What if animals and humans could speak to one another? Tom Mustill—the nature documentarian who went viral when a thirty‑ton humpback whale breached onto his kayak—asks this question in his investigation into whale science and animal communication.
... a thoughtful, wide-ranging, and moving book that combines history, reportage, science, and Mustill’s own process around his near-death collision with a mammoth sentient being from another world ... Part of the considerable pleasure of How to Speak Whale, in fact, is the tension between all the facts Mustill uncovers and the mysteries that remain undeciphered.
... a mix of thoughtfully explained hard science and colorfully described hands-on adventures (a beachside whale dissection is particularly memorable) ... Thanks to Mustill’s gift for storytelling, it’s as interesting to learn about these experts as the creatures they study. Reidenberg is a particular delight, as is Dr. Roger Payne, whose album of whale song recordings went multiplatinum in 1970. Through it all, there runs an undercurrent of appreciation and wonderment as Mustill gulps down knowledge and determinedly questions whether 'decoding animal communications [is] no longer a fantasy but a technical problem' ... Wild (and thrilling!) as that may seem, Mustill’s findings offer hope that someday a book called How to Speak Whale might be more dictionary than discussion, more conversation than exploration.

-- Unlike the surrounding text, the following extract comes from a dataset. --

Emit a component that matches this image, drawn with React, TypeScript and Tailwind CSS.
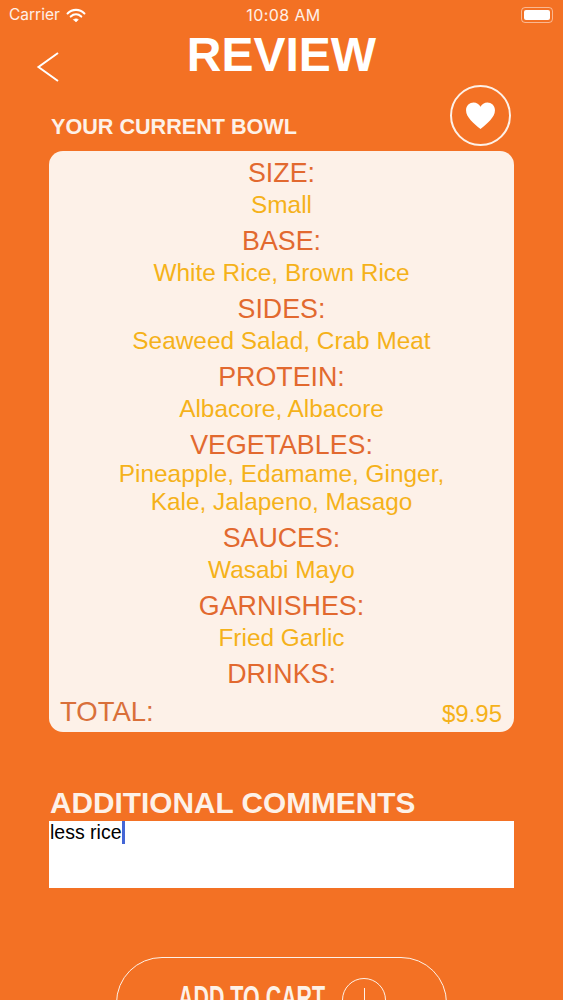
const sections = [
  { title: "SIZE:", lines: ["Small"] },
  { title: "BASE:", lines: ["White Rice, Brown Rice"] },
  { title: "SIDES:", lines: ["Seaweed Salad, Crab Meat"] },
  { title: "PROTEIN:", lines: ["Albacore, Albacore"] },
  { title: "VEGETABLES:", lines: ["Pineapple, Edamame, Ginger,", "Kale, Jalapeno, Masago"] },
  { title: "SAUCES:", lines: ["Wasabi Mayo"] },
  { title: "GARNISHES:", lines: ["Fried Garlic"] },
  { title: "DRINKS:", lines: [] },
];

function StatusBar() {
  return (
    <div className="h-[30px] flex items-center justify-between pl-[9px] pr-[10px] text-white/90 text-[15.5px] font-['Inter',sans-serif]">
      <div className="w-[120px] flex items-center gap-[6px]">
        <span>Carrier</span>
        <svg width="20" height="15" viewBox="0 0 19 14" fill="none" stroke="white" strokeLinecap="round">
          <path d="M1.5 5 C6 0.5 13 0.5 17.5 5" strokeWidth="2" />
          <path d="M4.5 8 C7.5 5.2 11.5 5.2 14.5 8" strokeWidth="2" />
          <path d="M7.2 11 L9.5 13.2 L11.8 11 C10.4 9.8 8.6 9.8 7.2 11Z" fill="white" strokeWidth="0.5" />
        </svg>
      </div>
      <span className="ml-[5px] text-[16px] tracking-[0.4px]">10:08 AM</span>
      <div className="w-[120px] flex justify-end">
        <div className="w-[32px] h-[16px] rounded-[4px] border border-white/50 p-[2px]">
          <div className="w-full h-full rounded-[2px] bg-white" />
        </div>
      </div>
    </div>
  );
}

export default function App() {
  return (
    <div className="h-[1000px] overflow-hidden bg-[#f37124] font-['Liberation_Sans',sans-serif]">
      <StatusBar />

      {/* Title */}
      <div className="relative h-[50px] flex items-center justify-center">
        <svg
          className="absolute left-[36px] top-[22px]"
          width="24"
          height="30"
          viewBox="0 0 24 30"
          fill="none"
          stroke="white"
          strokeWidth="2"
        >
          <path d="M22 1 L2.5 15 L22 29" />
        </svg>
        <h1 className="text-[48px] leading-[50px] font-bold text-white">REVIEW</h1>
      </div>

      {/* Bowl heading + favourite */}
      <div className="h-[71px] pl-[51px] pr-[52px] flex items-start justify-between">
        <div className="mt-[34px] text-[21.6px] leading-[26px] font-bold text-[#fdf1e8]">YOUR CURRENT BOWL</div>
        <div className="mt-[5px] w-[61px] h-[61px] rounded-full border-2 border-[#fdf1e8] flex items-center justify-center">
          <svg width="31" height="27" viewBox="0 0 32 28" fill="white">
            <path d="M16 28 C9 22 1 16 1 8.5 C1 3.5 4.8 0.5 8.8 0.5 C12 0.5 14.6 2.2 16 5 C17.4 2.2 20 0.5 23.2 0.5 C27.2 0.5 31 3.5 31 8.5 C31 16 23 22 16 28Z" />
          </svg>
        </div>
      </div>

      {/* Card */}
      <div className="mx-[49px] h-[581px] rounded-[14px] bg-[#fdf1e8] pt-[6px] flex flex-col">
        <div className="flex flex-col items-center gap-[4px]">
          {sections.map((s) => (
            <div key={s.title} className="flex flex-col items-center">
              <div className="h-[32px] text-[26.8px] leading-[32px] text-[#e2692f]">{s.title}</div>
              {s.lines.length > 1 ? (
                <div className="-mt-[1px] mb-[2px] text-[24.4px] leading-[28px] text-center text-[#f5b21a]">
                  {s.lines.map((l) => (
                    <div key={l}>{l}</div>
                  ))}
                </div>
              ) : (
                s.lines.map((l) => (
                  <div key={l} className="h-[32px] text-[24.4px] leading-[32px] text-[#f5b21a]">
                    {l}
                  </div>
                ))
              )}
            </div>
          ))}
        </div>
        <div className="mt-auto mb-[2px] pl-[11px] pr-[12px] flex items-center justify-between">
          <span className="text-[27.5px] leading-[32px] text-[#d9703a]">TOTAL:</span>
          <span className="text-[24px] leading-[32px] mt-[4px] text-[#f5b21a]">$9.95</span>
        </div>
      </div>

      {/* Comments */}
      <div className="mt-[53px] mx-[49px]">
        <div className="pl-[1px] text-[29.8px] leading-[36px] font-bold text-[#fdf1e8] whitespace-nowrap">ADDITIONAL COMMENTS</div>
        <div className="h-[67px] bg-white flex items-start pl-[1px]">
          <span className="text-[19.5px] leading-[22px] text-black">less rice</span>
          <span className="w-[3px] h-[23px] bg-[#4466d6]" />
        </div>
      </div>

      {/* Add to cart */}
      <div className="mt-[69px] mx-[116px] h-[100px] rounded-[46px] border-[1.5px] border-[#fdf1e8] pt-[19px] pl-[61px] flex items-start gap-[16px]">
        <span className="text-[34px] leading-[40px] font-bold text-[#fdf1e8] whitespace-nowrap w-[148px] scale-x-[0.63] origin-left">ADD TO CART</span>
        <div className="mt-px w-[44px] h-[44px] rounded-full border border-[#fdf1e8] flex items-center justify-center">
          <div className="w-px h-[24px] bg-[#fdf1e8]" />
        </div>
      </div>
    </div>
  );
}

It’s certainly plausible that the kinds of algorithms that have extracted the expertise of human translators from the world’s literature could map the semantic space of the sperm whale’s grunts and clicks, and respond in kind. But it hasn’t happened yet, which condemns Mr. Mustill to the realms of enthusiastic speculation. How to Speak Whale arrives too late to capitalize on his kayaking encounter and too early for any whale to have actually been spoken.